* begin Data segment *

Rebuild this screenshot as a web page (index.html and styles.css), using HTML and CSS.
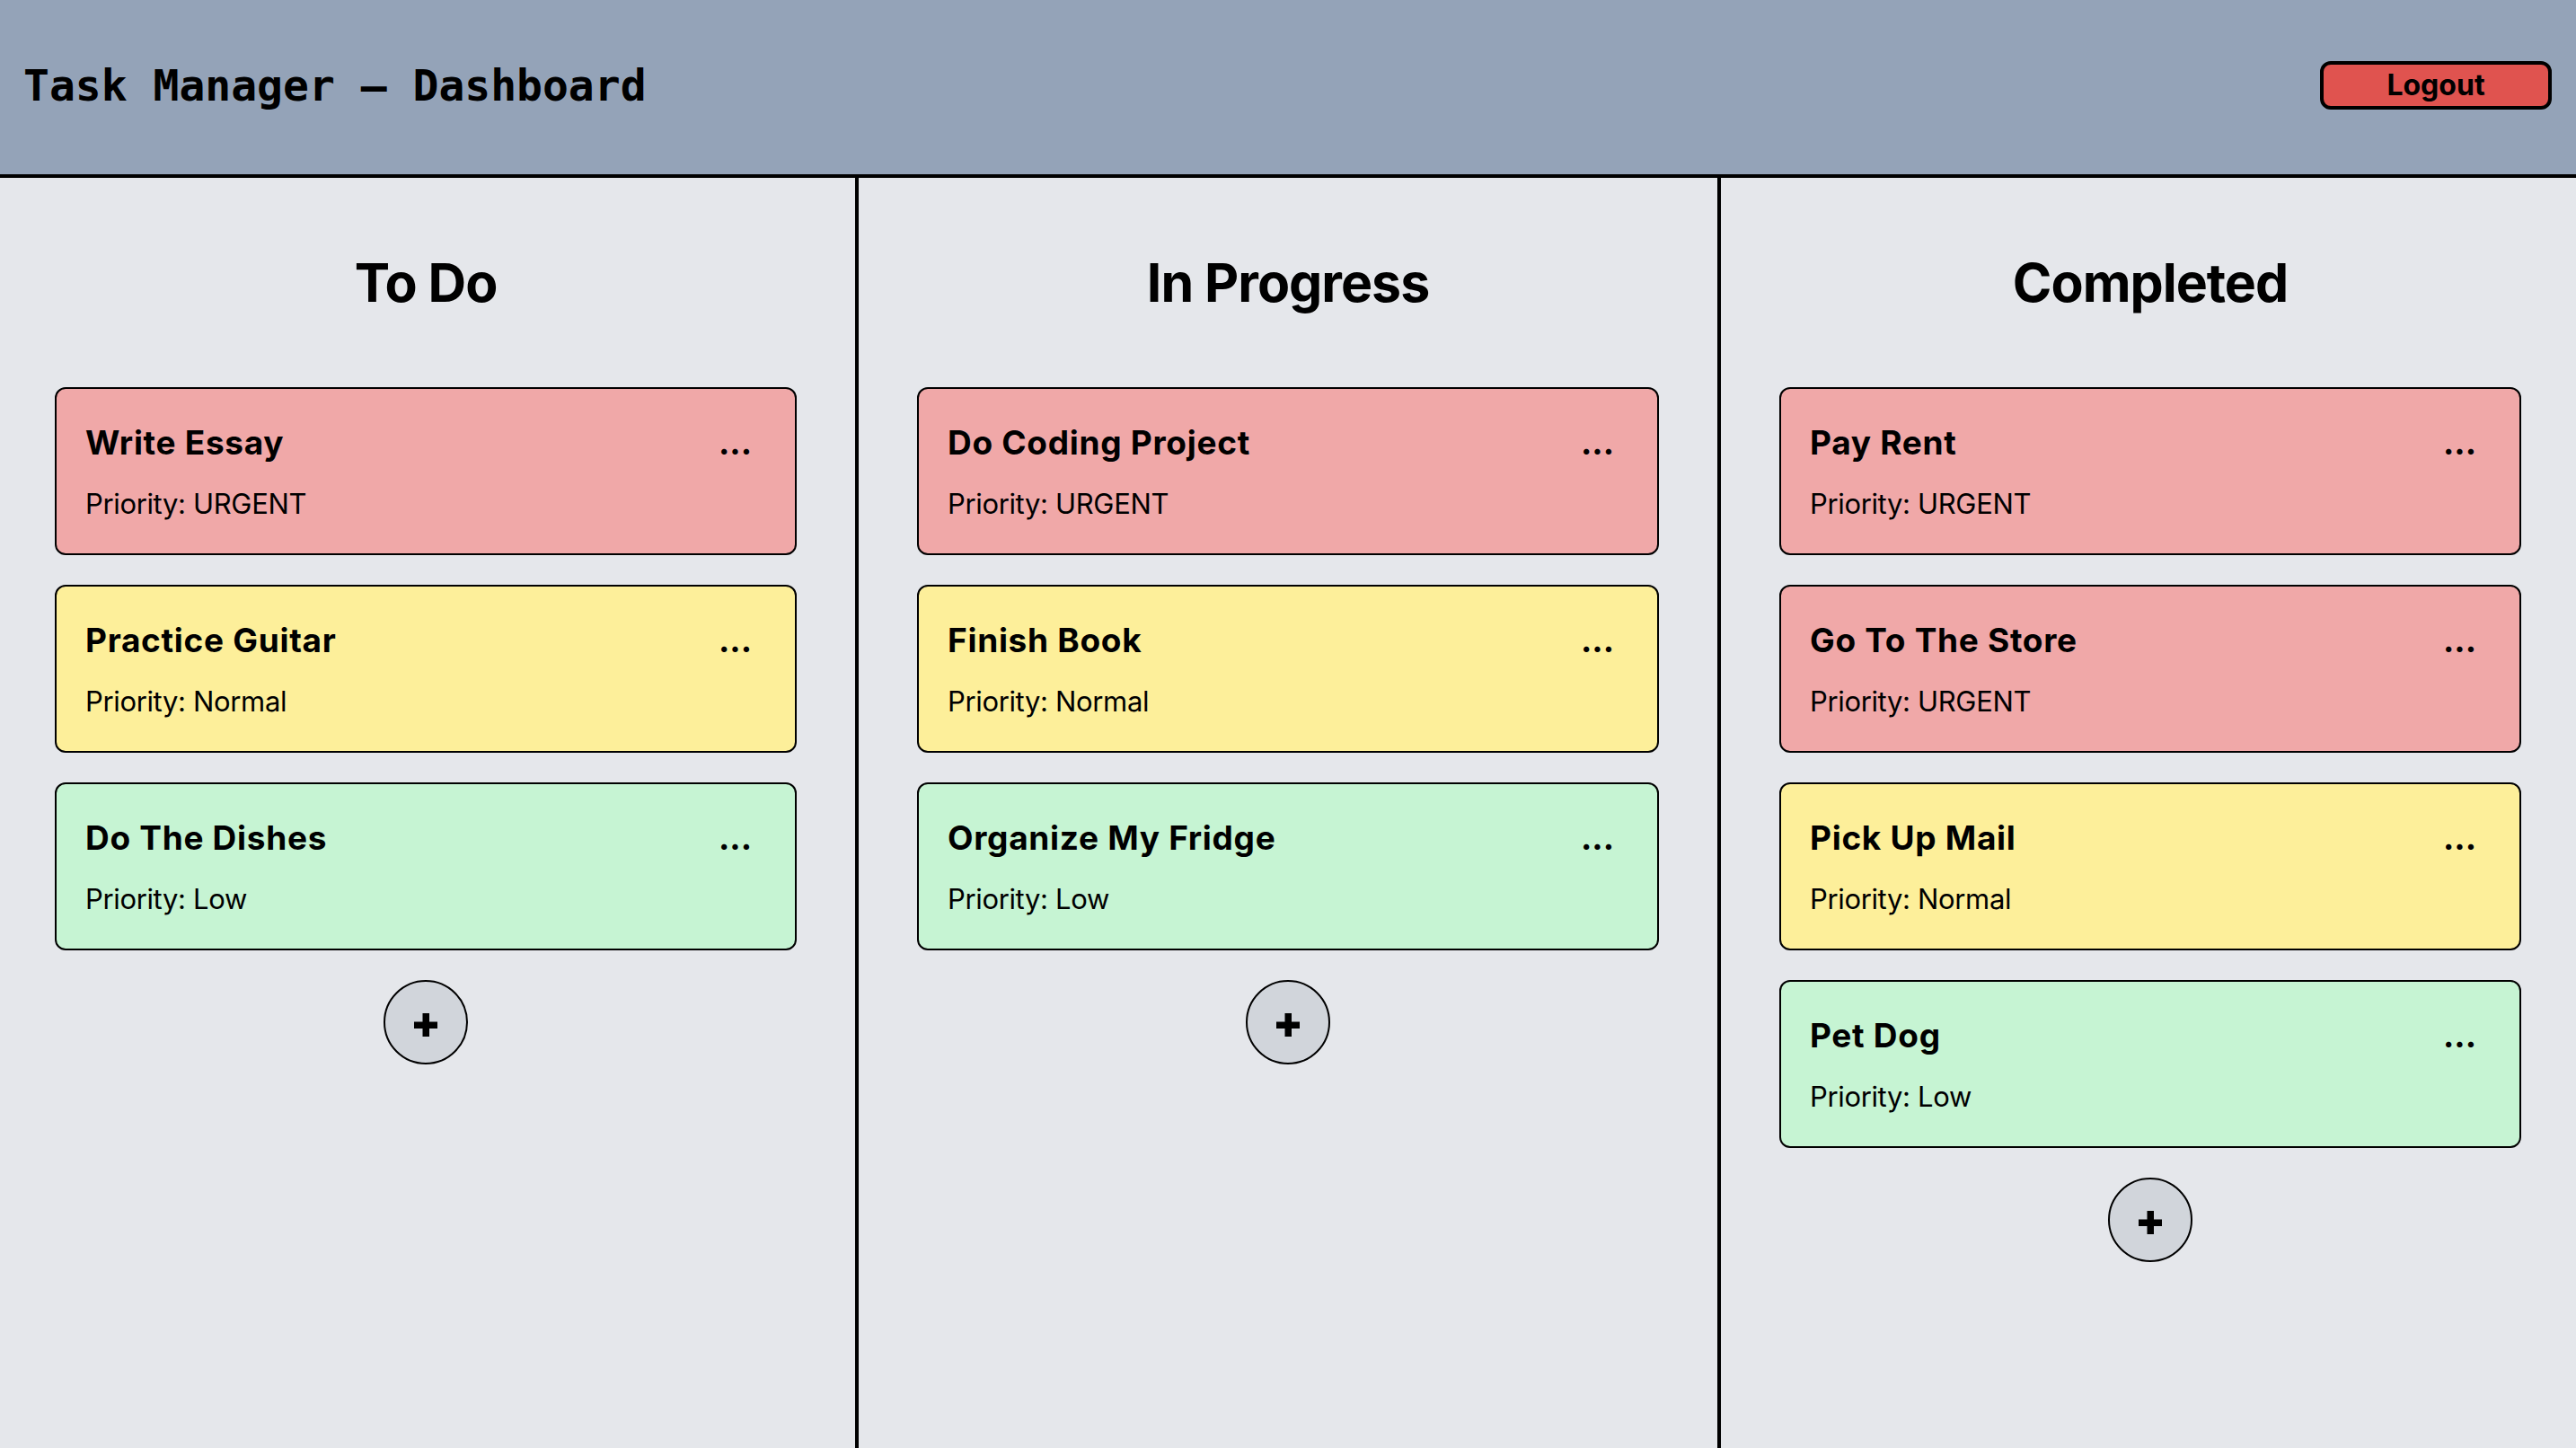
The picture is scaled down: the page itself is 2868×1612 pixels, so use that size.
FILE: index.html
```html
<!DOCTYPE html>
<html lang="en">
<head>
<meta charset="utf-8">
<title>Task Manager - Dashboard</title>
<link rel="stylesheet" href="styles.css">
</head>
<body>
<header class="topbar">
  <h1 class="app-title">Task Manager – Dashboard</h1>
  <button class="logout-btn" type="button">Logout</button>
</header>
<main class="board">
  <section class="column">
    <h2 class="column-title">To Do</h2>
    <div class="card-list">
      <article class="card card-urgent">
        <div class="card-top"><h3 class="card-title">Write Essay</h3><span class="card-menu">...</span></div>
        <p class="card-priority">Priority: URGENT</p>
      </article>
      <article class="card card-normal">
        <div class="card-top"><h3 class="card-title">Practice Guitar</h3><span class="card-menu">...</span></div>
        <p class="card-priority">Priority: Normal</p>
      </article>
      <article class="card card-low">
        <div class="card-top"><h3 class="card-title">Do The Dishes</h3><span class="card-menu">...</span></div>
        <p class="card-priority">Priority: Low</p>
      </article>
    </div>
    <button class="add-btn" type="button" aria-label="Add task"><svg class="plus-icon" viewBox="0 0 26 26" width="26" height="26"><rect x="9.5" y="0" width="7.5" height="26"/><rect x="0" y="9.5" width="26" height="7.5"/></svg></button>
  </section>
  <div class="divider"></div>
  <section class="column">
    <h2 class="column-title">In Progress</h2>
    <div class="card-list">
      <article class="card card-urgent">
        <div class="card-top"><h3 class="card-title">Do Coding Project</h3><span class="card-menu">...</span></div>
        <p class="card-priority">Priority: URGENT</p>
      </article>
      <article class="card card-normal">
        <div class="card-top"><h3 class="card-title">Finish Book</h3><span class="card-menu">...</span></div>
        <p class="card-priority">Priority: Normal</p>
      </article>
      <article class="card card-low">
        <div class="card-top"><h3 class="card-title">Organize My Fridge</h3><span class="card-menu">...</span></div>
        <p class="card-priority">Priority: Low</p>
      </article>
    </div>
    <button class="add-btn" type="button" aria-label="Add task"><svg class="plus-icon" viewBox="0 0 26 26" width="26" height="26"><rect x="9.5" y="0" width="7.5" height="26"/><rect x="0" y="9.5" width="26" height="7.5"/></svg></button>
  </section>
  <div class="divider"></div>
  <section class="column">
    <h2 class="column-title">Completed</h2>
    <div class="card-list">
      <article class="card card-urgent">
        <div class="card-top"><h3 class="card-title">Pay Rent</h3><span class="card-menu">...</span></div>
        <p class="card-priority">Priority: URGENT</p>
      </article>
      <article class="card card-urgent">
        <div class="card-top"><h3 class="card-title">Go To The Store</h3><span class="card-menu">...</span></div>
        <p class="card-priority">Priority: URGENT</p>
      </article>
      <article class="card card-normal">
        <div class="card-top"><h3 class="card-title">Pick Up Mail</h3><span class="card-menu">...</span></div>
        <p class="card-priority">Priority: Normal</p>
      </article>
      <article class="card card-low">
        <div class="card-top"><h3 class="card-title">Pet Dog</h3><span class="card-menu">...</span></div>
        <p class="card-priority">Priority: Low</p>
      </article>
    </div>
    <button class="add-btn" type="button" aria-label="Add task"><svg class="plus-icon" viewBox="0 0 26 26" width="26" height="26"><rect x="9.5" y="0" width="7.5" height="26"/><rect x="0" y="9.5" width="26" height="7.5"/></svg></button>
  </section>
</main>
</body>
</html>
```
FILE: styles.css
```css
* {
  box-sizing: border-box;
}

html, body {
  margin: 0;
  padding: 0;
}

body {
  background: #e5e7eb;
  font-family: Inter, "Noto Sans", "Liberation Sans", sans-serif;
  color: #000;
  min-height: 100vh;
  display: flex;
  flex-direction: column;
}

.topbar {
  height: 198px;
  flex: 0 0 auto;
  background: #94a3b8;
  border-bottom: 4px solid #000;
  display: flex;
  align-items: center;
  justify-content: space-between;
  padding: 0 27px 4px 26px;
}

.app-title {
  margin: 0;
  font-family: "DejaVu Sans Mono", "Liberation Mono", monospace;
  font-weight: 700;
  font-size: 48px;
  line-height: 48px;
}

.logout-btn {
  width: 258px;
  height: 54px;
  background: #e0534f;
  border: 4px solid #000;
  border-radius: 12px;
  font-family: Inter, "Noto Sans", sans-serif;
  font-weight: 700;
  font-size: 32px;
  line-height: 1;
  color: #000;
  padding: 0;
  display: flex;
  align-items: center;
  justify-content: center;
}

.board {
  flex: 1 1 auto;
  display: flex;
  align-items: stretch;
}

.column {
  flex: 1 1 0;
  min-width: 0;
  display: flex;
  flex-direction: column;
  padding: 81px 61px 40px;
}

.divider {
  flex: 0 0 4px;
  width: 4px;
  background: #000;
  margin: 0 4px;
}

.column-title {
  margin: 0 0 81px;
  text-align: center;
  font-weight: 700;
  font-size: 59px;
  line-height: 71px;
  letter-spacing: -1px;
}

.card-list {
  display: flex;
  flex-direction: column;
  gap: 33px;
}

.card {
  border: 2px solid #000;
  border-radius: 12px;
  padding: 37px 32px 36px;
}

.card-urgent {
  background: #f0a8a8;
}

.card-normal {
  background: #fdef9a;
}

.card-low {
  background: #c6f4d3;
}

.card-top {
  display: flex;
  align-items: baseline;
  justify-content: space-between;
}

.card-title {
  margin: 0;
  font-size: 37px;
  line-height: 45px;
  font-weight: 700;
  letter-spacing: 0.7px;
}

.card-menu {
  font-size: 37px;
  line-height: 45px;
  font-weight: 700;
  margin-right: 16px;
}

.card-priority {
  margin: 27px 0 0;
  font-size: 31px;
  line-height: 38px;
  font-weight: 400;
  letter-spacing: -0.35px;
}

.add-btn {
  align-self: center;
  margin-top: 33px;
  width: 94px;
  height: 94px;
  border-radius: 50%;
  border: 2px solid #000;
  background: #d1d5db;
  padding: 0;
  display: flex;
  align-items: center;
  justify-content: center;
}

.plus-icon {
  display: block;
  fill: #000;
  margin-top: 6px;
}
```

* end Data segment *

Whichever lines contain the string "styles", select and copy them.

Rebuild this screenshot as a web page (index.html and styles.css), using HTML and CSS.
<link rel="stylesheet" href="styles.css">
FILE: styles.css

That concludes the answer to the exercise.